Differentiable Gaussian Surfel Mapping

Updated 2 December 2025

The paper presents a novel differentiable mapping technique that leverages Gaussian surfels and closed-form derivatives for precise 3D scene reconstruction.
It utilizes anisotropic surfel parameterization and differentiable splatting to optimize geometry, appearance, and sensor pose in an end-to-end trainable pipeline.
The framework achieves scalable performance in SLAM, relighting, and semantic mapping, outperforming prior methods in both fidelity and runtime efficiency.

Differentiable Gaussian Surfel Mapping is a class of algorithms and mathematical frameworks in 3D computer vision and graphics that represent, render, and optimize scenes using collections of surface-oriented, spatially localized Gaussian primitives (“surfels”). These methods combine the geometric and computational advantages of 2D surface elements (surfels) with the analytic differentiability enabled by parametric Gaussian kernels, yielding highly accurate, end-to-end trainable pipelines for surface reconstruction, SLAM, relighting, and multimodal scene understanding. The differentiable approach enables robust gradient-based optimization of geometry, appearance, and pose via backpropagation through the rendering process.

1. Surfel Parameterization and Scene Representation

Gaussian surfels extend classical surfel representations by employing anisotropic 2D Gaussian kernels as surface elements in 3D space. Each surfel is parameterized by a 3D center $p_i \in \mathbb{R}^3$ , a covariance matrix or principal axes $\Sigma_i$ (often rank-2, aligned with the tangent plane), an opacity or weight $o_i \in [0,1]$ , and surface appearance coefficients $c_i$ (typically RGB color or spherical harmonics). Some frameworks further enrich attributes with latent appearance codes for non-Lambertian materials, semantic logits, or learnable pruning weights (Jiang et al., 26 Nov 2024, Xie et al., 14 Oct 2025, Pan et al., 1 Dec 2025).

Surfels explicitly encode local geometry: the mean $p_i$ is located on the underlying surface, $\Sigma_i$ captures local tangential uncertainty and extent, and surface normals are directly inferred from principal axes. The formulation supports both dense and sparse surfel distributions, multi-view fusion, and integration of sensor uncertainty in mapping workflows (Pan et al., 1 Dec 2025, Fan et al., 28 Jul 2025).

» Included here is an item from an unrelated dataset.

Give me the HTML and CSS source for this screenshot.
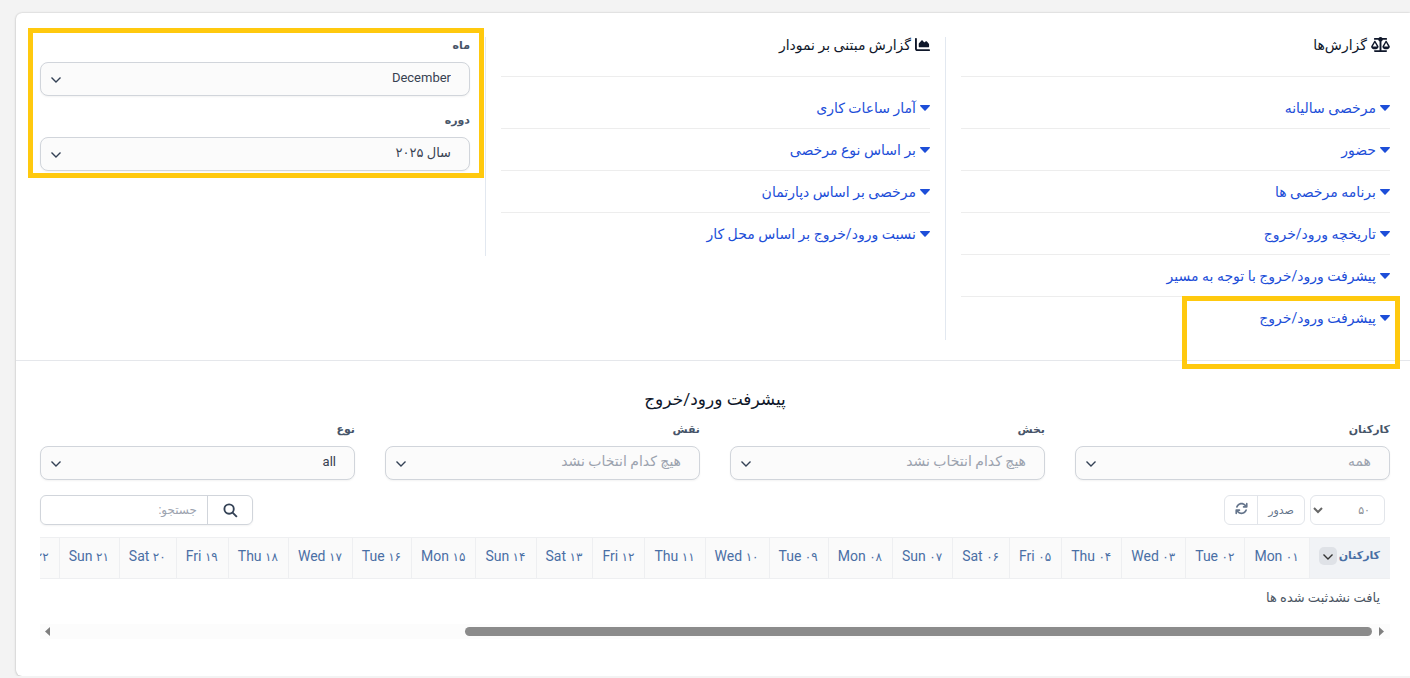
FILE: index.html
```html
<!DOCTYPE html>
<html lang="fa" dir="rtl">
<head>
  <meta charset="UTF-8" />
  <title>گزارش‌ها</title>
  <link rel="stylesheet" href="styles.css">
</head>
<body>

<svg class="sprite" aria-hidden="true">
  <symbol id="caret" viewBox="0 0 10 6"><path d="M.6 0h8.800q.9.100.400.900L5.600 5.500q-.6.600-1.200 0L.2.900Q-.3.100.6 0z"/></symbol>
  <symbol id="chevron" viewBox="0 0 12 8"><path d="M1.500 1.500L6 6l4.500-4.500" fill="none" stroke="currentColor" stroke-width="1.400"/></symbol>
</svg>

<main class="card">
  <section class="reports">
    <div class="col col-line">
      <h2 class="col-title">
        <svg class="icon-scale" viewBox="0 0 640 512"><path d="M384 32H512c17.700 0 32 14.300 32 32s-14.300 32-32 32H398.400c-5.200 25.800-22.900 47.100-46.400 57.300V448H512c17.700 0 32 14.300 32 32s-14.300 32-32 32H128c-17.700 0-32-14.300-32-32s14.300-32 32-32H288V153.300c-23.500-10.300-41.200-31.600-46.400-57.300H128c-17.700 0-32-14.300-32-32s14.300-32 32-32H256c14.600-19.400 37.800-32 64-32s49.400 12.600 64 32zm55.600 288H584.400L512 195.800 439.600 320zM512 416c-62.900 0-115.200-34-126-78.900-2.600-11 1-22.300 6.700-32.100l95.200-163.200c5-8.600 14.200-13.800 24.100-13.800s19.100 5.300 24.100 13.800l95.200 163.200c5.700 9.800 9.300 21.100 6.700 32.100C627.200 382 574.900 416 512 416zM126.800 195.800L54.400 320H199.300L126.800 195.800zM.9 337.100c-2.600-11 1-22.300 6.700-32.100l95.200-163.200c5-8.600 14.200-13.800 24.100-13.800s19.100 5.300 24.100 13.800l95.200 163.200c5.700 9.800 9.300 21.100 6.700 32.100C242 382 189.700 416 126.800 416S11.700 382 .9 337.100z"/></svg>
        گزارش‌ها
      </h2>
      <ul class="links">
        <li><a href="#"><svg class="caret"><use href="#caret"/></svg>مرخصی سالیانه</a></li>
        <li><a href="#"><svg class="caret"><use href="#caret"/></svg>حضور</a></li>
        <li><a href="#"><svg class="caret"><use href="#caret"/></svg>برنامه مرخصی ها</a></li>
        <li><a href="#"><svg class="caret"><use href="#caret"/></svg>تاریخچه ورود/خروج</a></li>
        <li><a href="#"><svg class="caret"><use href="#caret"/></svg>پیشرفت ورود/خروج با توجه به مسیر</a></li>
        <li class="marked"><a href="#"><svg class="caret"><use href="#caret"/></svg>پیشرفت ورود/خروج</a></li>
      </ul>
    </div>

    <div class="col col-line">
      <h2 class="col-title">
        <svg class="icon-area" viewBox="0 0 512 512"><path d="M64 64c0-17.700-14.300-32-32-32S0 46.300 0 64V400c0 44.200 35.800 80 80 80H480c17.700 0 32-14.300 32-32s-14.300-32-32-32H80c-8.800 0-16-7.200-16-16V64zm96 288H448c17.700 0 32-14.300 32-32V251.800c0-7.600-2.700-15-7.700-20.800l-65.800-76.800c-12.100-14.200-33.700-15-46.900-1.800l-21 21c-10 10-26.400 9.200-35.400-1.600l-39.200-47c-12.600-15.100-35.700-15.400-48.700-.6L135.900 215c-5.100 5.800-7.900 13.300-7.900 21.100v84c0 17.700 14.300 32 32 32z"/></svg>
        گزارش مبتنی بر نمودار
      </h2>
      <ul class="links">
        <li><a href="#"><svg class="caret"><use href="#caret"/></svg>آمار ساعات کاری</a></li>
        <li><a href="#"><svg class="caret"><use href="#caret"/></svg>بر اساس نوع مرخصی</a></li>
        <li><a href="#"><svg class="caret"><use href="#caret"/></svg>مرخصی بر اساس دپارتمان</a></li>
        <li><a href="#"><svg class="caret"><use href="#caret"/></svg>نسبت ورود/خروج بر اساس محل کار</a></li>
      </ul>
    </div>

    <div class="col">
      <div class="period">
        <div class="field">
          <label for="month">ماه</label>
          <div class="select">
            <select id="month"><option>December</option></select>
            <svg class="chevron"><use href="#chevron"/></svg>
          </div>
        </div>
        <div class="field">
          <label for="year">دوره</label>
          <div class="select">
            <select id="year"><option>سال ۲۰۲۵</option></select>
            <svg class="chevron"><use href="#chevron"/></svg>
          </div>
        </div>
      </div>
    </div>
  </section>

  <section class="result">
    <h3 class="result-title">پیشرفت ورود/خروج</h3>

    <div class="filters">
      <div class="field">
        <label for="staff">کارکنان</label>
        <div class="select">
          <select id="staff" class="empty"><option>همه</option></select>
          <svg class="chevron"><use href="#chevron"/></svg>
        </div>
      </div>
      <div class="field">
        <label for="department">بخش</label>
        <div class="select">
          <select id="department" class="empty"><option>هیچ کدام انتخاب نشد</option></select>
          <svg class="chevron"><use href="#chevron"/></svg>
        </div>
      </div>
      <div class="field">
        <label for="role">نقش</label>
        <div class="select">
          <select id="role" class="empty"><option>هیچ کدام انتخاب نشد</option></select>
          <svg class="chevron"><use href="#chevron"/></svg>
        </div>
      </div>
      <div class="field">
        <label for="type">نوع</label>
        <div class="select">
          <select id="type"><option>all</option></select>
          <svg class="chevron"><use href="#chevron"/></svg>
        </div>
      </div>
    </div>

    <div class="toolbar">
      <div class="page-size">
        <select aria-label="تعداد"><option>۵۰</option></select>
        <svg class="chevron-bold" viewBox="0 0 10 7"><path d="M1 1l4 4 4-4" fill="none" stroke="currentColor" stroke-width="2"/></svg>
      </div>
      <div class="btn-group">
        <button type="button">صدور</button>
        <button type="button" class="reload" aria-label="بارگذاری">
          <svg viewBox="0 0 512 512"><path d="M105.100 202.600c7.700-21.800 20.200-42.300 37.800-59.800 62.500-62.500 163.800-62.500 226.300 0L386.300 160H336c-17.700 0-32 14.300-32 32s14.300 32 32 32H463.500c17.700 0 32-14.300 32-32V64c0-17.700-14.300-32-32-32s-32 14.300-32 32v51.200L414.400 97.600c-87.500-87.500-229.300-87.500-316.800 0C73.200 122 55.600 150.700 44.800 181.400c-5.900 16.700 2.900 34.900 19.500 40.800s34.900-2.900 40.800-19.500zM39 289.300c-15 4.500-23 17-23 30.700V448c0 17.700 14.300 32 32 32s32-14.300 32-32V396.900l17.600 17.500c87.500 87.400 229.300 87.400 316.700 0 24.400-24.400 42.100-53.100 52.900-83.700 5.900-16.700-2.900-34.900-19.500-40.800s-34.900 2.900-40.800 19.500c-7.700 21.800-20.200 42.300-37.800 59.800-62.500 62.500-163.800 62.500-226.300 0L125.600 352H176c17.700 0 32-14.300 32-32s-14.300-32-32-32H48.400c-3 0-6 .3-9.400 1.300z"/></svg>
        </button>
      </div>
      <div class="search">
        <button type="button" aria-label="جستجو">
          <svg viewBox="0 0 16 16"><circle cx="6.500" cy="6.500" r="5"/><path d="M10.200 10.200l4.600 4.600"/></svg>
        </button>
        <input type="text" aria-label="جستجو" placeholder="جستجو:">
      </div>
    </div>

    <div class="table-wrap">
      <table>
        <thead>
          <tr>
            <th class="staff"><span>کارکنان</span><button type="button" aria-label="مرتب‌سازی"><svg class="chevron-sm"><use href="#chevron"/></svg></button></th>
            <th>Mon <i>۰۱</i></th>
            <th>Tue <i>۰۲</i></th>
            <th>Wed <i>۰۳</i></th>
            <th>Thu <i>۰۴</i></th>
            <th>Fri <i>۰۵</i></th>
            <th>Sat <i>۰۶</i></th>
            <th>Sun <i>۰۷</i></th>
            <th>Mon <i>۰۸</i></th>
            <th>Tue <i>۰۹</i></th>
            <th>Wed <i>۱۰</i></th>
            <th>Thu <i>۱۱</i></th>
            <th>Fri <i>۱۲</i></th>
            <th>Sat <i>۱۳</i></th>
            <th>Sun <i>۱۴</i></th>
            <th>Mon <i>۱۵</i></th>
            <th>Tue <i>۱۶</i></th>
            <th>Wed <i>۱۷</i></th>
            <th>Thu <i>۱۸</i></th>
            <th>Fri <i>۱۹</i></th>
            <th>Sat <i>۲۰</i></th>
            <th>Sun <i>۲۱</i></th>
            <th>Mon <i>۲۲</i></th>
          </tr>
        </thead>
        <tbody>
          <tr><td colspan="23">یافت نشدثبت شده ها</td></tr>
        </tbody>
      </table>
    </div>

    <div class="scrollbar">
      <svg viewBox="0 0 5 9"><path d="M0 0l5 4.500L0 9z"/></svg>
      <div class="track"><div class="thumb"></div></div>
      <svg viewBox="0 0 5 9"><path d="M5 0L0 4.500 5 9z"/></svg>
    </div>
  </section>
</main>

</body>
</html>
```
FILE: styles.css
```css
*, *::after {
  box-sizing: border-box;
}

body {
  margin: 0;
  padding: 13px 0 0 16px;
  background: #f3f3f3;
  color: #0f172a;
  font-family: Roboto, "DejaVu Sans", sans-serif;
  font-size: 14px;
  overflow: hidden;
}

h2, h3, ul {
  margin: 0;
  padding: 0;
  font-weight: normal;
}

button, select, input {
  font-family: inherit;
  margin: 0;
}

.sprite {
  display: none;
}

.card {
  background: #fff;
  border-radius: 6px 0 0 6px;
  box-shadow: 0 0 2px rgba(0,0,0,0.2), 0 1px 3px rgba(0,0,0,0.12);
}

/* reports */

.reports {
  display: grid;
  grid-template-columns: repeat(3, 1fr);
  align-items: start;
  padding: 24px 5px 20px 9px;
  border-bottom: 1px solid #e5e7eb;
}

.col {
  padding: 0 15px;
}

.col-line {
  border-left: 1px solid #e2e8f0;
}

.col-title {
  display: flex;
  align-items: center;
  gap: 4px;
  height: 40px;
  padding-bottom: 24px;
  border-bottom: 1px solid #ededed;
  margin-bottom: 10px;
  font-size: 14px;
  line-height: 16px;
}

.icon-scale {
  width: 19px;
  height: 15px;
  fill: #0f172a;
}

.icon-area {
  width: 15px;
  height: 15px;
  fill: #0f172a;
}

.links {
  list-style: none;
  padding-bottom: 2px;
}

.links li {
  border-bottom: 1px solid #ededed;
}

.links li:last-child {
  border-bottom: none;
}

.links a {
  display: flex;
  align-items: center;
  gap: 4px;
  height: 41px;
  color: #1d4ed8;
  text-decoration: none;
}

.caret {
  width: 10px;
  height: 6px;
  fill: #1d4ed8;
}

/* highlight frames */

.marked, .period {
  position: relative;
}

.marked::after, .period::after {
  content: "";
  position: absolute;
  border: 5px solid #ffc90e;
  pointer-events: none;
}

.marked::after {
  top: -1px;
  right: -10px;
  width: 218px;
  height: 73px;
}

.period::after {
  inset: -9px -14px -7px -12px;
}

/* fields */

.field {
  display: flex;
  flex-direction: column;
  gap: 8px;
}

.field label {
  color: #475569;
  font-size: 11px;
  font-weight: bold;
  line-height: 17px;
}

.period {
  display: flex;
  flex-direction: column;
  gap: 16px;
}

.select, .page-size {
  position: relative;
}

.select select {
  display: block;
  width: 100%;
  height: 34px;
  padding: 0 18px 4px 40px;
  appearance: none;
  background: #fbfbfb;
  border: 1px solid #d1d5db;
  border-radius: 8px;
  box-shadow: 0 1px 2px rgba(0,0,0,0.05);
  color: #374151;
  font-size: 13px;
}

.select select.empty {
  color: #9ca3af;
  font-size: 14px;
}

.chevron {
  position: absolute;
  left: 10px;
  top: 14px;
  width: 12px;
  height: 8px;
  color: #334155;
  pointer-events: none;
}

/* result */

.result {
  padding: 24px 20px 37px 24px;
}

.result-title {
  font-size: 17px;
  line-height: 28px;
  text-align: center;
  margin-bottom: 8px;
}

.filters {
  display: grid;
  grid-template-columns: repeat(4, 1fr);
  gap: 30px;
  margin-bottom: 15px;
}

.toolbar {
  display: flex;
  gap: 5px;
  padding-right: 5px;
  margin-bottom: 12px;
}

.page-size select {
  display: block;
  width: 75px;
  height: 30px;
  padding: 0 14px;
  appearance: none;
  background: #fff;
  border: 1px solid #e2e5ea;
  border-radius: 6px;
  color: #8b8f96;
  font-size: 11px;
}

.chevron-bold {
  position: absolute;
  left: 3px;
  top: 12px;
  width: 10px;
  height: 7px;
  color: #666;
  pointer-events: none;
}

.btn-group {
  display: flex;
  border: 1px solid #e2e5ea;
  border-radius: 6px;
}

.btn-group button {
  width: 46px;
  height: 28px;
  padding: 0;
  background: none;
  border: none;
  color: #64748b;
  font-size: 11px;
}

.btn-group .reload {
  width: 33px;
  border-right: 1px solid #e2e5ea;
}

.reload svg {
  width: 13px;
  height: 13px;
  fill: #64748b;
}

.search {
  display: flex;
  margin-right: auto;
  border: 1px solid #d1d5db;
  border-radius: 6px;
  box-shadow: 0 1px 2px rgba(0,0,0,0.05);
}

.search button {
  width: 44px;
  height: 28px;
  padding: 0;
  background: none;
  border: none;
}

.search svg {
  width: 15px;
  height: 15px;
  fill: none;
  stroke: #334155;
  stroke-width: 2;
  vertical-align: middle;
}

.search input {
  width: 167px;
  height: 28px;
  padding: 0 10px;
  background: none;
  border: none;
  border-right: 1px solid #d1d5db;
  font-size: 12px;
}

.search input::placeholder {
  color: #9ca3af;
}

/* table */

.table-wrap {
  overflow: hidden;
}

table {
  border-collapse: collapse;
  white-space: nowrap;
}

th {
  height: 41px;
  padding: 0 10px 4px 9px;
  background: #fafafa;
  border: 1px solid #eeeff1;
  border-right: none;
  color: #4a6fa5;
  font-size: 14px;
  font-weight: normal;
}

th i {
  font-size: 12px;
  font-style: normal;
}

th.staff {
  background: #f1f3f6;
  font-size: 11px;
  font-weight: bold;
}

th.staff button {
  width: 18px;
  height: 18px;
  margin-right: 2px;
  padding: 0;
  background: #dfe2e7;
  border: none;
  border-radius: 5px;
  vertical-align: middle;
}

.chevron-sm {
  display: block;
  width: 12px;
  height: 8px;
  margin: 2px auto 0;
  color: #333;
}

td {
  height: 37px;
  padding: 0 10px;
  color: #4b5563;
  font-size: 13px;
}

.scrollbar {
  display: flex;
  align-items: center;
  gap: 7px;
  height: 15px;
  margin-top: 8px;
  padding: 0 6px 0 5px;
  background: #fcfcfc;
}

.scrollbar svg {
  width: 5px;
  height: 9px;
  fill: #7f7f7f;
}

.track {
  flex: 1;
}

.thumb {
  width: 69%;
  height: 9px;
  background: #8b8b8b;
  border-radius: 5px;
}
```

2. Differentiable Rendering and Splatting Algorithms

Rendering with Gaussian surfels is fundamentally a “splatting” operation: each surfel projects to the image plane as a 2D Gaussian, and its contribution is composited into pixel values via differentiable alpha blending or transmittance accumulation. Color, depth, normal, and other modalities are generated by front-to-back compositing, typically ordered by increasing surfel depth from the camera:

Color blending example:

$\mathbf{C}(u) = \sum_{i} T_i\,\alpha_i(u)\,c_i, \quad T_i = \prod_{j<i}(1-\alpha_j(u))$

with $\alpha_i(u)$ the splat opacity at pixel $u$ (Fan et al., 28 Jul 2025, Pan et al., 1 Dec 2025).

Exact opacity and self-attenuation:

Some methods replace Taylor-approximate alpha compositing with analytic transmittance via cumulative sums of surfel contributions, ensuring physically correct self-occlusion and improved differential calculus for gradient-based learning (Jiang et al., 26 Nov 2024).

Depth and normal rendering:

Depth maps can be reconstructed by weighted sums or through exact analytic ray–ellipsoid intersection, with normals calculated from local geometry or finite differences of the depth field (Xie et al., 14 Oct 2025).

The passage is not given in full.